-------- PROVIDED DATA --------

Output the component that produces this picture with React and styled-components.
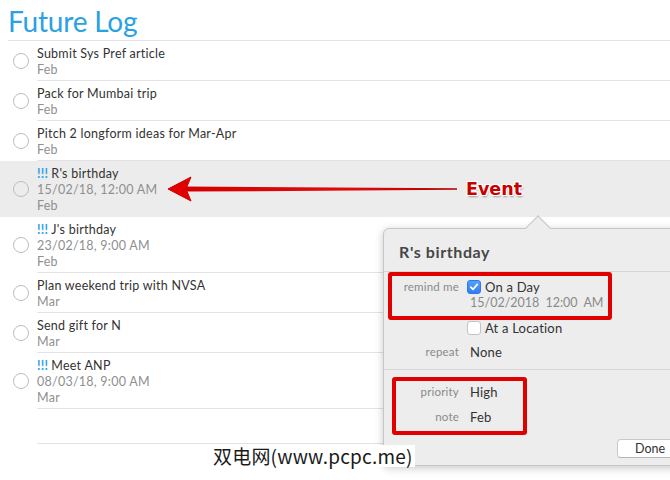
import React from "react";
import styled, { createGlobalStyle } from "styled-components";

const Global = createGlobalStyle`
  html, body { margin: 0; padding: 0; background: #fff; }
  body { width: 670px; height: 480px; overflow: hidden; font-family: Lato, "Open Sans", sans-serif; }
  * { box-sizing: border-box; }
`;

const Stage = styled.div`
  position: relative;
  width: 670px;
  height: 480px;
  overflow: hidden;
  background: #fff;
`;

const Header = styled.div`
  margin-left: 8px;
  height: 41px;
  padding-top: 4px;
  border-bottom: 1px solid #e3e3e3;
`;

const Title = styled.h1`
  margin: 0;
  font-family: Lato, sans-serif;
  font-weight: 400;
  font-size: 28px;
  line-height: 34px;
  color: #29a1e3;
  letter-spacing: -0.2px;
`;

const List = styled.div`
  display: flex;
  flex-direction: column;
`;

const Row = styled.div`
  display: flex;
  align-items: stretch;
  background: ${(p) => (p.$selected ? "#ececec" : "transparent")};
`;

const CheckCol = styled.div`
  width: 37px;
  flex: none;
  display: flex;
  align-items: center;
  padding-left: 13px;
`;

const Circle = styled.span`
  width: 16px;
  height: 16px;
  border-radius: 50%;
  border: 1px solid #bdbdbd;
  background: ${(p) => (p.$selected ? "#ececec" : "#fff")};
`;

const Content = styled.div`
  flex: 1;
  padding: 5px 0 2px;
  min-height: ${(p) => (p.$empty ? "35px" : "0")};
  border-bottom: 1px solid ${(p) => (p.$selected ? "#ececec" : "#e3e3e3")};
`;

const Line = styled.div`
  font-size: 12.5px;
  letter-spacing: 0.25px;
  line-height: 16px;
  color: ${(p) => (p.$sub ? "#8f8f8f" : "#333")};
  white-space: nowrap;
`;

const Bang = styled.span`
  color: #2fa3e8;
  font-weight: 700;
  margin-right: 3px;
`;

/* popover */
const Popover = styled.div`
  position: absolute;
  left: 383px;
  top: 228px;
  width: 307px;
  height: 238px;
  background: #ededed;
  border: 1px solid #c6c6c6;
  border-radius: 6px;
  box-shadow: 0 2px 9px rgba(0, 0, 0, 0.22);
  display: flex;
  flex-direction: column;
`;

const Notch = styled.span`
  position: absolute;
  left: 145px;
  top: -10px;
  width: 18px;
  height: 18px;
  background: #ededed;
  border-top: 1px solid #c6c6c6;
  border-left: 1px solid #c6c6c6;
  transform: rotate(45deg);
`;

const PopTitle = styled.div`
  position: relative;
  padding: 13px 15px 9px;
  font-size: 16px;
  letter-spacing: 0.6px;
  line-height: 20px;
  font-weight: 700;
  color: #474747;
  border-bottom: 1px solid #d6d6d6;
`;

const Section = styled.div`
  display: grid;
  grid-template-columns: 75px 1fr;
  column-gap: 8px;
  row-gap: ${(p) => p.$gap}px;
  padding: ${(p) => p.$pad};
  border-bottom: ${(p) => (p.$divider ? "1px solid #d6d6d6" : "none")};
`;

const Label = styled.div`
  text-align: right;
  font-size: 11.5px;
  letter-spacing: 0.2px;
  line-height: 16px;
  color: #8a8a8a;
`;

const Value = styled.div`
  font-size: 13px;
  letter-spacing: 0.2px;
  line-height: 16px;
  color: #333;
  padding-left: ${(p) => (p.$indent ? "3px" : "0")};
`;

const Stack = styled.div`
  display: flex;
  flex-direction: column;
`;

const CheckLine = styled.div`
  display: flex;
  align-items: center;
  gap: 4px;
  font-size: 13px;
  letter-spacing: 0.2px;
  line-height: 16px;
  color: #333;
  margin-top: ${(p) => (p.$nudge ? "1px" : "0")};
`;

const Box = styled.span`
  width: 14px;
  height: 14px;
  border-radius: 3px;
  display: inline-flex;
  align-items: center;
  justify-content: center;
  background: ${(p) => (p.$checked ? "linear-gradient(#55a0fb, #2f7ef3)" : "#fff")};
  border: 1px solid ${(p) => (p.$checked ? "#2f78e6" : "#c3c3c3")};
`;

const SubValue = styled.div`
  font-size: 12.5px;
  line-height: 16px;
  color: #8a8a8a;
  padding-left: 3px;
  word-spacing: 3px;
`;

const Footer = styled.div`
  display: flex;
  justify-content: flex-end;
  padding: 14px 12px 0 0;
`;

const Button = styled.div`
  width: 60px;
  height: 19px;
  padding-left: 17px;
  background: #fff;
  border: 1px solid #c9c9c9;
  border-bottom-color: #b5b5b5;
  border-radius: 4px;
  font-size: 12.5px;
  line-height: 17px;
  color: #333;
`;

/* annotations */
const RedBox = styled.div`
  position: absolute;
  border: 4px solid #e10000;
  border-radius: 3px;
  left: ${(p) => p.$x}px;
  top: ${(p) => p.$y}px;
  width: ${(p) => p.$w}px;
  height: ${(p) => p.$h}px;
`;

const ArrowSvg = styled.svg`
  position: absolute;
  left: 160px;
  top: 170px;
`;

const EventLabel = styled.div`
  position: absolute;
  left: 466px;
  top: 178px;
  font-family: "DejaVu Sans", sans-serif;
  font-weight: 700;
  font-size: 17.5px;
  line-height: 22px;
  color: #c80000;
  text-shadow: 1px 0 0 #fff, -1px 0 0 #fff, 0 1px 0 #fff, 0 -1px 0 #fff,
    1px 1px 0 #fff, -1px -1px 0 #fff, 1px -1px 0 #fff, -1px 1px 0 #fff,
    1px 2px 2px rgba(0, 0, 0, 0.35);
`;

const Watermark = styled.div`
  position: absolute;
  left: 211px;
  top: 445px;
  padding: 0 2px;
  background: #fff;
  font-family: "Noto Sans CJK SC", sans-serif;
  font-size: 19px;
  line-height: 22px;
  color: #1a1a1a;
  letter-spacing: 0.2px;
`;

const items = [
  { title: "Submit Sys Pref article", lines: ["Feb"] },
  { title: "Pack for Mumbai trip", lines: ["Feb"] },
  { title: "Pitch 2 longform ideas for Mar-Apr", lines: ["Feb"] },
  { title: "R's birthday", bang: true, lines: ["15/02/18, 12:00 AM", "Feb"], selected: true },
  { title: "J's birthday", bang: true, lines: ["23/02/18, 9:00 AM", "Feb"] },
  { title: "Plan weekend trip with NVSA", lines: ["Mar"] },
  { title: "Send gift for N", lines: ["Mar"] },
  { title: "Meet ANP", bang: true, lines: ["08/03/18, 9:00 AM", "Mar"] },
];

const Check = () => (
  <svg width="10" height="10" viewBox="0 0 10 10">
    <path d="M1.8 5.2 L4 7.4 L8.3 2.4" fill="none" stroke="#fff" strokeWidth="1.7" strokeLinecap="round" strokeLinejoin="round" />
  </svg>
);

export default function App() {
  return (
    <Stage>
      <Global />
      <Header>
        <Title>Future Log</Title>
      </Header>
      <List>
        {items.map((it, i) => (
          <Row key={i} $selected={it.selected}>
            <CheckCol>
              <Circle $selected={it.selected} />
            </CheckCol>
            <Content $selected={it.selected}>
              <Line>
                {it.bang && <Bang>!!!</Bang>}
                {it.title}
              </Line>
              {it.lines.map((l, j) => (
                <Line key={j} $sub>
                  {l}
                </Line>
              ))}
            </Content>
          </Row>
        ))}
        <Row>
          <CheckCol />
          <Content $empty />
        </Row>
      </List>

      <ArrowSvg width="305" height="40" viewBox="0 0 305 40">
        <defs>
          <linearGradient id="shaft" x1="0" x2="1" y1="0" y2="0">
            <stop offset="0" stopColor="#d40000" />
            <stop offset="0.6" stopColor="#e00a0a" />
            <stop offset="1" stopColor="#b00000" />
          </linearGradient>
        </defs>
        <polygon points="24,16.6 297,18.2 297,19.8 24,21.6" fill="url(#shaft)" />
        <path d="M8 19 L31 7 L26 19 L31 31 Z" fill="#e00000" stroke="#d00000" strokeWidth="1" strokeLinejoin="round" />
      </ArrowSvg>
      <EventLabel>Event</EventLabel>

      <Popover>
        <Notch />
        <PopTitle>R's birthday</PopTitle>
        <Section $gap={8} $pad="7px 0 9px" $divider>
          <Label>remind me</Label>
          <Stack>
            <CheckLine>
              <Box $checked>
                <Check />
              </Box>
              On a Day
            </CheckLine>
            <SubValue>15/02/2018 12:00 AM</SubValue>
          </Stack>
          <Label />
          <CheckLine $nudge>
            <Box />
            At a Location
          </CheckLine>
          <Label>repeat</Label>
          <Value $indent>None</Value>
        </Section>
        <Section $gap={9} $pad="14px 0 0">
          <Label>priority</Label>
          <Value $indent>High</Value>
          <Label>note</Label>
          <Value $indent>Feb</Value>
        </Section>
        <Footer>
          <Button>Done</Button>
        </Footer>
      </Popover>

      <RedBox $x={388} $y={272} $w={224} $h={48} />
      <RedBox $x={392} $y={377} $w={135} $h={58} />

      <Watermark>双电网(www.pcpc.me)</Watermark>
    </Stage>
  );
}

--------

Report how many lines in the listing include the word "with". Give nothing but the count.

→ **FINISHED EXERCISE**
2